Crazy busy Monday and a weekend full of cleaning and knitting means this is going live really late! But there were some cool things that happened, so enjoy this week’s Last Week on the Web!

Knits in the News
I confess I’ve never watched Twin Peaks—should I? let me know!—but I think it’s awesome that someone uncovered and then ranked all 117 sweaters seen on the show.

All I can think is Snuggie. A 3-D knitted onesie becomes air purifier (hat tip to knittyblog)

This is an excellent blog post from Karie Westermann about language evolution as it pertains to knitting. Or at least a small part of that evolution, but it’s still fascinating!

Ten facts about wool—which leads me to a question: do you refer to “wool” as any animal fiber or as specific to sheep?

Exciting news from the University of Glasgow about an on-going effort to preserve Scotland’s textile heritage. This sounds like my kind of exhibit.

Vogue Knitting has released the preview for their annual holiday issue and I don’t hate it! I don’t love everything in it, but there are some cute pieces.

PomPom blog has started a new feature, called Knitter’s City, and they started with the awesome Portland, Maine, and the always lovely Bristol Ivy.

Alphabet soup time! The Stitch Sprouts blog dissects the ssp and p2togtbl decreases.

Rowan’s Kidsilk Haze is celebrating it’s 13th anniversary, and you can create a new shade in this contest!

Okay this is big.

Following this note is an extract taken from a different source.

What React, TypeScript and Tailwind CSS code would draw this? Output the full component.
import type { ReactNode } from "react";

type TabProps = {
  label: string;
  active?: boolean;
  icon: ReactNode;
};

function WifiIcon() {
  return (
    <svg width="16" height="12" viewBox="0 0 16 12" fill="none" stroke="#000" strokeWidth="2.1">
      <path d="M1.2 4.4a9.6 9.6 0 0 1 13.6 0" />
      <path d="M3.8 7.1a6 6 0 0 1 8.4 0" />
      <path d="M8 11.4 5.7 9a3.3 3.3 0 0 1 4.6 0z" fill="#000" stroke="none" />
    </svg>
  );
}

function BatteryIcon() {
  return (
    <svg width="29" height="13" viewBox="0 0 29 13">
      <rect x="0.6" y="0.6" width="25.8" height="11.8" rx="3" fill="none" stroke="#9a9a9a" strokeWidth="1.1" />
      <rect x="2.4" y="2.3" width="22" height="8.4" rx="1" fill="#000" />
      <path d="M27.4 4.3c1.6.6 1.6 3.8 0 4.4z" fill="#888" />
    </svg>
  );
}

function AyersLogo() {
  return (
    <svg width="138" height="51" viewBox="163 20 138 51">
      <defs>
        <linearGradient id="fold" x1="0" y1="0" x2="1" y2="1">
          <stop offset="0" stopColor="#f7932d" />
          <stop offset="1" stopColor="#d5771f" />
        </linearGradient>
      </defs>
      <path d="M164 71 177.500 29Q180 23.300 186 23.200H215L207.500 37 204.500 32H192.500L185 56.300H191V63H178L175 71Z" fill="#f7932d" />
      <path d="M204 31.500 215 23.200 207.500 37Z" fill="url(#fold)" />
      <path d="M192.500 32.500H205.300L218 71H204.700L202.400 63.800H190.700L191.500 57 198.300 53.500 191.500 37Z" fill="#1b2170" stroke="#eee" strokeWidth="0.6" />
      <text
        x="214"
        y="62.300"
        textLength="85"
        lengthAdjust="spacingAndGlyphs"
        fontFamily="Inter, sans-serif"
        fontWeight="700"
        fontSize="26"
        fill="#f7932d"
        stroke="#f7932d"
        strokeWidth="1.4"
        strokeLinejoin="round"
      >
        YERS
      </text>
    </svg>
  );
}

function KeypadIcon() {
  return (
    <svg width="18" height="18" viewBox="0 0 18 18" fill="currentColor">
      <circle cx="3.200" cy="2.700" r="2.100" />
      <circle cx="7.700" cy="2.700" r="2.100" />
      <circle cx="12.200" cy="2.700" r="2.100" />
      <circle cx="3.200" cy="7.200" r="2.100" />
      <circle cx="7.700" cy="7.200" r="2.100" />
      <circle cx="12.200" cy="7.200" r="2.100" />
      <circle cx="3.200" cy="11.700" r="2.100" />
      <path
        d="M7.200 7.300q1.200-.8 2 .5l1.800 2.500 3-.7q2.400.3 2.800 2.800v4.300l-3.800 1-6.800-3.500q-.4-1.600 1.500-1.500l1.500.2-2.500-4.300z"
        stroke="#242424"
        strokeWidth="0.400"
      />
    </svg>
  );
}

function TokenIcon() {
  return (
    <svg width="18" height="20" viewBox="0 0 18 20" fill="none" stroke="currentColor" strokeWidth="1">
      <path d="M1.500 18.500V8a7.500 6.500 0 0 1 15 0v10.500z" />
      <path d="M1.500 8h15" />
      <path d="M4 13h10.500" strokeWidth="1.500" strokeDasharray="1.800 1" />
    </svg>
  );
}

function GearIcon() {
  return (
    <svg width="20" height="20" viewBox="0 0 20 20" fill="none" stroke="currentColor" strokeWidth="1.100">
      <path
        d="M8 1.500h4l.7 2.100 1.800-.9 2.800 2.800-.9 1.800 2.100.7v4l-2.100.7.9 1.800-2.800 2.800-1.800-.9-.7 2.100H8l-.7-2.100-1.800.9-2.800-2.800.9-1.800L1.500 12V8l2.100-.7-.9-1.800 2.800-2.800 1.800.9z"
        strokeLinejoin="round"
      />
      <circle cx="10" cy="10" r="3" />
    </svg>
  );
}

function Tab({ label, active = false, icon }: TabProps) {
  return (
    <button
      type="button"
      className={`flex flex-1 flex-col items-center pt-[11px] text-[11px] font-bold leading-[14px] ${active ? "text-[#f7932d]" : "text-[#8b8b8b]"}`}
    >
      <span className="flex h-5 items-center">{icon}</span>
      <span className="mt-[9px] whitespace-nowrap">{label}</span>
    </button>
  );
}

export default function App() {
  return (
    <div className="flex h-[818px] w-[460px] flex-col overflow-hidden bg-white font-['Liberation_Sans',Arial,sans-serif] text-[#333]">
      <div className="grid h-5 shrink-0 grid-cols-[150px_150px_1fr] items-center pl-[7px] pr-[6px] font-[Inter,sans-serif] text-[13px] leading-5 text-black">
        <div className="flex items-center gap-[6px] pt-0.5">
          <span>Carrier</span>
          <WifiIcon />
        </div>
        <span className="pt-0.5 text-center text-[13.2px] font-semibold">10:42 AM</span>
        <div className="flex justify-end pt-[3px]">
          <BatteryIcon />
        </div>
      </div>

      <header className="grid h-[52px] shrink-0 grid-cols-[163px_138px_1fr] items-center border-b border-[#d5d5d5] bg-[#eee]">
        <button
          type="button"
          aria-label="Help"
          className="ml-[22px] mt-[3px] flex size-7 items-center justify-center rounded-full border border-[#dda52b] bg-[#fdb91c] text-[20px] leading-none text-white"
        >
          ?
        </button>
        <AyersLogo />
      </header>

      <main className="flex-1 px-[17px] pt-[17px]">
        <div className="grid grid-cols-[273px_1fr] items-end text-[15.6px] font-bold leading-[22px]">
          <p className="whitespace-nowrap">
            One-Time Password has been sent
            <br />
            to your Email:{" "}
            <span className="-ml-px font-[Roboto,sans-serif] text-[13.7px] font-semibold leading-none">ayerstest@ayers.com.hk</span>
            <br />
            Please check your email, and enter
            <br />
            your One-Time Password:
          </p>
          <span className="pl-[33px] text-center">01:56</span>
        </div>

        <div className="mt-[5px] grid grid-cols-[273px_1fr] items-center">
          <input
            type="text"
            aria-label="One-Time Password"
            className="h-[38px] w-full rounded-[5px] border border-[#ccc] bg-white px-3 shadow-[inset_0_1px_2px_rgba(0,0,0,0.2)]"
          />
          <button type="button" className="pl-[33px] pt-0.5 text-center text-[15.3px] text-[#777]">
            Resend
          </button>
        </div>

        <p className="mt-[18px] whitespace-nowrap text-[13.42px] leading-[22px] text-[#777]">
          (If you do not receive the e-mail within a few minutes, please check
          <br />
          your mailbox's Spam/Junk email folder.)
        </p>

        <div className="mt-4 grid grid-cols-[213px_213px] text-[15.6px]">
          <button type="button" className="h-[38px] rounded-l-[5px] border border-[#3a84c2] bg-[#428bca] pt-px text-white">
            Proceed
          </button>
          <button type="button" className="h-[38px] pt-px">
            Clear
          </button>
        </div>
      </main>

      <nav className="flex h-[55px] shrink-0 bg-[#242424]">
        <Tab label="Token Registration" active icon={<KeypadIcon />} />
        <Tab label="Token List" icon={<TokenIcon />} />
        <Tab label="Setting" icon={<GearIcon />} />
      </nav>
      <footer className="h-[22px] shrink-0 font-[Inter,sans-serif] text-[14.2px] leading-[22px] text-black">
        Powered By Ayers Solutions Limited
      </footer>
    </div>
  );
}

You probably heard some buzz around Woolfolk, a new yarn line that launched recently with a collection of patterns from Olga Buraya-Kefalian. The yarn is 100% merino, bred to be incredibly soft—the same micron count as cashmere (if you’re not sure what the micron count is, just trust me when I say it’s really soft.) Clara Parkes at Knitter’s Review wrote up a witty and informative review of the yarn and now I’m itching to get my hands on a skein or twenty.

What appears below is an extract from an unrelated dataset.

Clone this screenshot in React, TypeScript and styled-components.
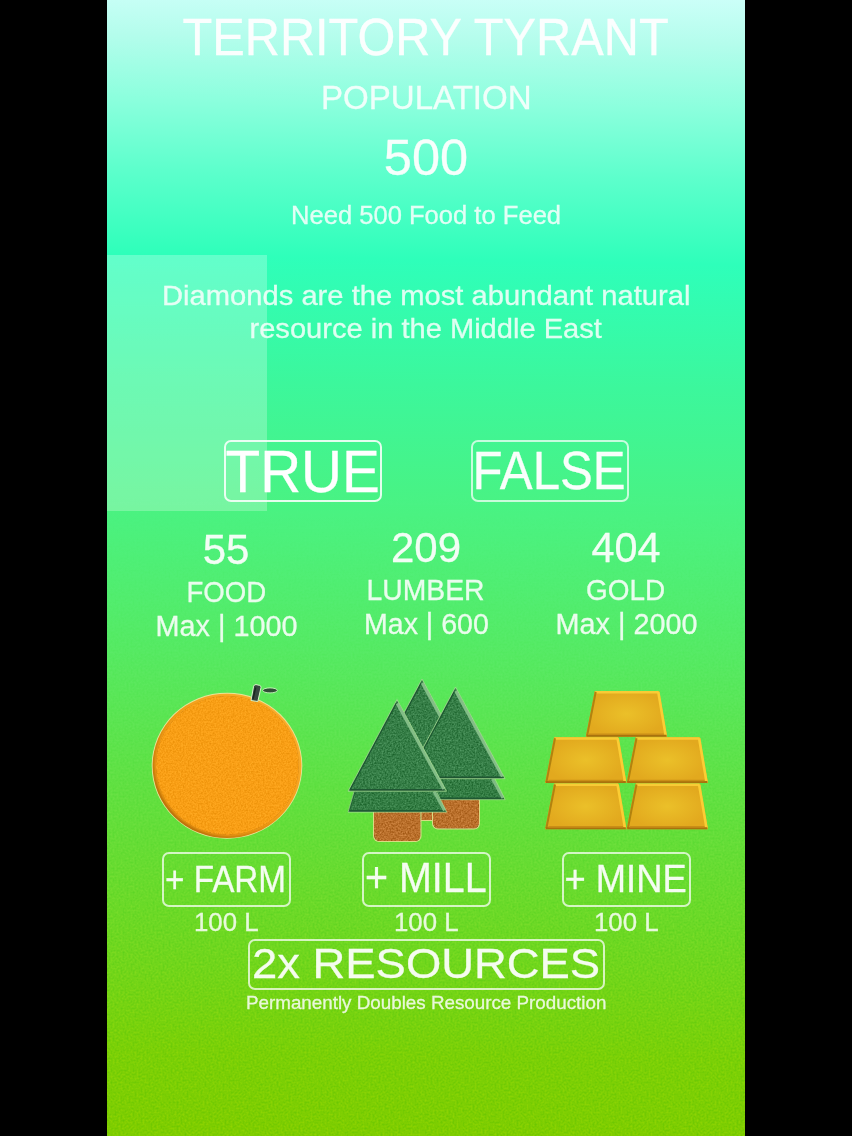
import React, { useLayoutEffect, useRef, useState } from "react";
import styled, { createGlobalStyle } from "styled-components";

const GlobalStyle = createGlobalStyle`
  html, body { margin: 0; padding: 0; background: #000; }
  body { font-family: "Liberation Sans", Arial, Helvetica, sans-serif; }
`;

const Stage = styled.div`
  display: flex;
  justify-content: center;
  height: 1136px;
  background: #000;
`;

const Screen = styled.main`
  position: relative;
  isolation: isolate;
  display: flex;
  flex-direction: column;
  align-items: center;
  box-sizing: border-box;
  width: 638px;
  height: 1136px;
  overflow: hidden;
  background: linear-gradient(
    181deg,
    #cbfff8 0,
    #b4fdec 45px,
    #8bffdd 110px,
    #5dffcc 180px,
    #2effba 265px,
    #3cf79c 390px,
    #4af281 520px,
    #55ea62 660px,
    #60e040 800px,
    #6cd822 940px,
    #79d006 1060px,
    #7dcd00 1136px
  );
`;

const Grain = styled.svg`
  position: absolute;
  inset: 0;
  z-index: -1;
  opacity: 0.15;
  mix-blend-mode: overlay;
  mask-image: linear-gradient(180deg, transparent 480px, #000 950px);
`;

const Highlight = styled.div`
  position: absolute;
  z-index: -1;
  left: 0;
  top: 255px;
  width: 160px;
  height: 255.5px;
  background: rgba(255, 255, 255, 0.25);
`;

const Line = styled.div<{ $size: number; $height: number; $alpha?: number }>`
  display: flex;
  justify-content: center;
  align-items: center;
  height: ${(p) => p.$height}px;
  line-height: ${(p) => p.$height}px;
  font-size: ${(p) => p.$size}px;
  color: rgb(255, 255, 255);
  opacity: ${(p) => p.$alpha ?? 0.93};
  -webkit-text-stroke: 0.3px #fff;
  white-space: nowrap;
`;

const Glyphs = styled.span`
  flex: none;
  display: block;
  transform-origin: center;
`;

type LabelProps = {
  width: number;
  size: number;
  height: number;
  alpha?: number;
  children: string;
};

/* A single line of text stretched or condensed to an exact width. */
function Label({ width, size, height, alpha, children }: LabelProps) {
  const ref = useRef<HTMLSpanElement>(null);
  const [scale, setScale] = useState(1);
  useLayoutEffect(() => {
    if (ref.current) setScale(width / ref.current.offsetWidth);
  }, [width, size, children]);
  return (
    <Line $size={size} $height={height} $alpha={alpha}>
      <Glyphs ref={ref} style={{ transform: `scaleX(${scale})` }}>
        {children}
      </Glyphs>
    </Line>
  );
}

const Header = styled.header`
  display: flex;
  flex-direction: column;
  align-items: center;
  height: 278px;
  padding-top: 7px;
  box-sizing: border-box;
`;

const Spacer = styled.div<{ $h: number }>`
  flex: none;
  height: ${(p) => p.$h}px;
`;

const Question = styled.section`
  height: 162px;
`;

const Answers = styled.div`
  display: flex;
  gap: 89px;
  height: 62px;
`;

const OutlineButton = styled.button<{ $w: number; $h: number; $alpha?: number }>`
  display: flex;
  justify-content: center;
  align-items: flex-start;
  box-sizing: border-box;
  width: ${(p) => p.$w}px;
  height: ${(p) => p.$h}px;
  padding: 0;
  border: 2px solid rgba(255, 255, 255, ${(p) => p.$alpha ?? 0.72});
  border-radius: 7px;
  background: none;
  font-family: inherit;
`;

const Resources = styled.section`
  display: grid;
  grid-template-columns: repeat(3, 200px);
  height: 437px;
`;

const Resource = styled.article`
  display: flex;
  flex-direction: column;
  align-items: center;
`;

const Stats = styled.div<{ $drop: number }>`
  box-sizing: border-box;
  height: 168px;
  padding-top: ${(p) => p.$drop}px;
`;

const Art = styled.svg`
  flex: none;
  display: block;
  width: 200px;
  height: 182px;
`;

const Upgrade = styled.section`
  display: flex;
  flex-direction: column;
  align-items: center;
  padding-left: 1px;
`;

function Defs() {
  return (
    <Grain width="638" height="1136">
      <defs>
        <filter id="grain" x="0" y="0" width="100%" height="100%" colorInterpolationFilters="sRGB">
          <feTurbulence type="fractalNoise" baseFrequency="0.5" numOctaves="2" seed="4" />
          <feColorMatrix values="1.4 0 0 0 -0.18  1.4 0 0 0 -0.18  1.4 0 0 0 -0.18  0 0 0 0 1" />
        </filter>
        <filter id="speckle" x="-5%" y="-5%" width="110%" height="110%" colorInterpolationFilters="sRGB">
          <feTurbulence type="fractalNoise" baseFrequency="0.6" numOctaves="2" seed="9" result="n" />
          <feColorMatrix in="n" values="0.8 0 0 0 0.1  0.8 0 0 0 0.1  0.8 0 0 0 0.1  0 0 0 0 1" result="g" />
          <feComposite in="SourceGraphic" in2="g" operator="arithmetic" k2="1" k3="0.4" k4="-0.21" result="m" />
          <feComposite in="m" in2="SourceGraphic" operator="in" />
        </filter>
        <filter id="soft" x="-10%" y="-10%" width="120%" height="120%">
          <feGaussianBlur stdDeviation="1.1" />
        </filter>
        <radialGradient id="gold">
          <stop offset="0" stopColor="#ebc029" />
          <stop offset="1" stopColor="#e2a91e" />
        </radialGradient>
        <linearGradient id="rim" x1="1" y1="0" x2="0" y2="1">
          <stop offset="0" stopColor="#ffbb45" />
          <stop offset="0.5" stopColor="#f09a16" />
          <stop offset="1" stopColor="#a45f04" />
        </linearGradient>
      </defs>
      <rect width="638" height="1136" filter="url(#grain)" />
    </Grain>
  );
}

function OrangeArt() {
  return (
    <Art viewBox="126 670 200 182">
      <ellipse cx="227" cy="765.7" rx="75.3" ry="73" fill="#e9e59a" />
      <ellipse cx="227" cy="765.9" rx="74.4" ry="72.2" fill="url(#rim)" />
      <ellipse cx="227.4" cy="765.4" rx="72.2" ry="70" fill="#fba117" filter="url(#soft)" />
      <ellipse cx="227.4" cy="765.4" rx="71.5" ry="69.5" fill="#f99f18" filter="url(#speckle)" opacity="0.5" />
      <path d="M251 700.5 L253.6 686.2 Q254.2 684.4 256 684.6 L259.8 685.4 Q261.2 686 261 687.6 L257.8 701.5 Z" fill="#37473f" stroke="#d7f5c8" strokeWidth="1" />
      <path d="M253 699 L255.6 687.5" stroke="#1b2722" strokeWidth="1.5" />
      <ellipse cx="270" cy="690.4" rx="7.3" ry="2.5" fill="#2f4d35" stroke="#c9f5bd" strokeWidth="0.9" />
    </Art>
  );
}

/* The origin is the apex of the upper triangle. */
function Tree({ x, y }: { x: number; y: number }) {
  return (
    <g transform={`translate(${x} ${y})`}>
      <path d="M-42 89 L-49 112.5 H49.5 L36 89 Z" fill="#367f46" filter="url(#speckle)" />
      <path d="M-42 91 L-48 112 " stroke="#1f6034" strokeWidth="1.6" />
      <path d="M-47 111.5 H48" stroke="#1f5933" strokeWidth="2.2" />
      <path d="M37 92 L47.5 111" stroke="#7fba84" strokeWidth="3" />
      <path d="M-42 89 L-49 112.7 H49.7 L38 89" fill="none" stroke="#a9e095" strokeWidth="0.7" />
      <path d="M0 0 L-49 91.5 H49.5 Z" fill="#388049" filter="url(#speckle)" />
      <path d="M-0.8 3.5 L-47 90" stroke="#1c5831" strokeWidth="1.6" />
      <path d="M-47 90.6 H47" stroke="#1f5532" strokeWidth="2.2" />
      <path d="M0.2 4 L46.8 89.6" stroke="#83bd87" strokeWidth="3" />
      <path d="M0 0 L-49 91.7 H49.5 Z" fill="none" stroke="#a9e095" strokeWidth="0.8" />
    </g>
  );
}

function Trunk({ x, y, w, h }: { x: number; y: number; w: number; h: number }) {
  return (
    <g>
      <rect x={x} y={y} width={w} height={h} rx="6" fill="#d8dc83" />
      <rect x={x + 1} y={y + 1} width={w - 2} height={h - 2} rx="5.2" fill="#bc722e" filter="url(#speckle)" />
    </g>
  );
}

function TreesArt() {
  return (
    <Art viewBox="326 670 200 182">
      <Trunk x={400} y={792} w={44} h={29} />
      <Tree x={422} y={679} />
      <Trunk x={432} y={794} w={48} h={35.5} />
      <Tree x={455.5} y={687} />
      <Trunk x={373} y={806} w={48.5} h={36} />
      <Tree x={397} y={699.5} />
    </Art>
  );
}

function Ingot({ x, y }: { x: number; y: number }) {
  return (
    <g transform={`translate(${x} ${y})`}>
      <path d="M9 0 H73.5 L81.5 45.8 H0 Z" fill="url(#gold)" />
      <path d="M9.6 1.2 H73" stroke="#f8cb35" strokeWidth="2.4" />
      <path d="M72.6 1 L80 44.6" stroke="#fbcd34" strokeWidth="2.6" />
      <path d="M10 1 L1.4 44.8" stroke="#b1820f" strokeWidth="2" />
      <path d="M0.8 44.8 H80.8" stroke="#a8720d" strokeWidth="2" />
      <path d="M3.4 43.2 H78" stroke="#c98e16" strokeWidth="1.4" />
    </g>
  );
}

function GoldArt() {
  return (
    <Art viewBox="526 670 200 182">
      <Ingot x={545} y={783.5} />
      <Ingot x={626.5} y={783.5} />
      <Ingot x={545} y={737.3} />
      <Ingot x={626.5} y={737.3} />
      <Ingot x={585.7} y={691} />
    </Art>
  );
}

export default function App() {
  return (
    <>
      <GlobalStyle />
      <Stage>
        <Screen>
          <Defs />
          <Highlight />
          <Header>
            <Label width={486} size={52} height={61} alpha={0.95}>TERRITORY TYRANT</Label>
            <Spacer $h={9} />
            <Label width={211} size={34} height={40} alpha={0.86}>POPULATION</Label>
            <Spacer $h={12} />
            <Label width={84} size={50.5} height={57} alpha={0.95}>500</Label>
            <Spacer $h={14} />
            <Label width={270} size={25} height={31} alpha={0.84}>Need 500 Food to Feed</Label>
          </Header>
          <Question>
            <Label width={528} size={28.5} height={34} alpha={0.84}>Diamonds are the most abundant natural</Label>
            <Label width={352} size={28.5} height={33} alpha={0.84}>resource in the Middle East</Label>
          </Question>
          <Answers>
            <OutlineButton $w={158} $h={62} $alpha={0.85}>
              <Label width={154} size={60} height={59} alpha={1}>TRUE</Label>
            </OutlineButton>
            <OutlineButton $w={158} $h={62} $alpha={0.7}>
              <Label width={153} size={54} height={57} alpha={0.97}>FALSE</Label>
            </OutlineButton>
          </Answers>
          <Resources>
            <Resource>
              <Stats $drop={26}>
                <Label width={47} size={42} height={44}>55</Label>
                <Label width={80} size={30} height={40} alpha={0.88}>FOOD</Label>
                <Label width={142} size={29} height={28} alpha={0.88}>Max | 1000</Label>
              </Stats>
              <OrangeArt />
              <OutlineButton $w={129} $h={55}>
                <Label width={121} size={36} height={52}>+ FARM</Label>
              </OutlineButton>
              <Label width={65} size={25} height={30} alpha={0.84}>100 L</Label>
            </Resource>
            <Resource>
              <Stats $drop={24}>
                <Label width={70} size={42} height={44}>209</Label>
                <Label width={118} size={30} height={40} alpha={0.88}>LUMBER</Label>
                <Label width={125} size={29} height={29} alpha={0.88}>Max | 600</Label>
              </Stats>
              <TreesArt />
              <OutlineButton $w={129} $h={55}>
                <Label width={122} size={42} height={48}>+ MILL</Label>
              </OutlineButton>
              <Label width={65} size={25} height={30} alpha={0.84}>100 L</Label>
            </Resource>
            <Resource>
              <Stats $drop={24}>
                <Label width={69} size={42} height={44}>404</Label>
                <Label width={79} size={30} height={40} alpha={0.88}>GOLD</Label>
                <Label width={142} size={29} height={29} alpha={0.88}>Max | 2000</Label>
              </Stats>
              <GoldArt />
              <OutlineButton $w={129} $h={55}>
                <Label width={122} size={39} height={49}>+ MINE</Label>
              </OutlineButton>
              <Label width={65} size={25} height={30} alpha={0.84}>100 L</Label>
            </Resource>
          </Resources>
          <Upgrade>
            <OutlineButton $w={357} $h={51}>
              <Label width={348} size={42} height={46}>2x RESOURCES</Label>
            </OutlineButton>
            <Label width={360} size={19} height={25} alpha={0.84}>Permanently Doubles Resource Production</Label>
          </Upgrade>
        </Screen>
      </Stage>
    </>
  );
}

Får, the chainette worsted yarn from Woolfolk

Categories: last week on the web


3 replies

  1. I kinda go both ways on the wool/yarn nomenclature. It’s really common here to refer to all yarn, regardless of fibre type, as “wool” in the… how shall I put this… more experienced generation of knitters. But I think those of us in the Ravelry generation tend to use traditional “wool” , the more common/accurate “yarn”, or just fibre type (“I got this great MCN today!”) depending on the conversation. It’s the same kind of pseudo-dichotomy that happens with yarn weights: it’s very common here to call all fingering weight yarn “4-ply” regardless of how many actual plies there are, because “4-ply” is traditionally that weight. And “2-ply” is lace weight, “8-ply” is DK, “10-ply” is worsted, and so on. I’ve actually heard people refer to a two ply fingering weight cashmere as “a two ply 4-ply wool” before.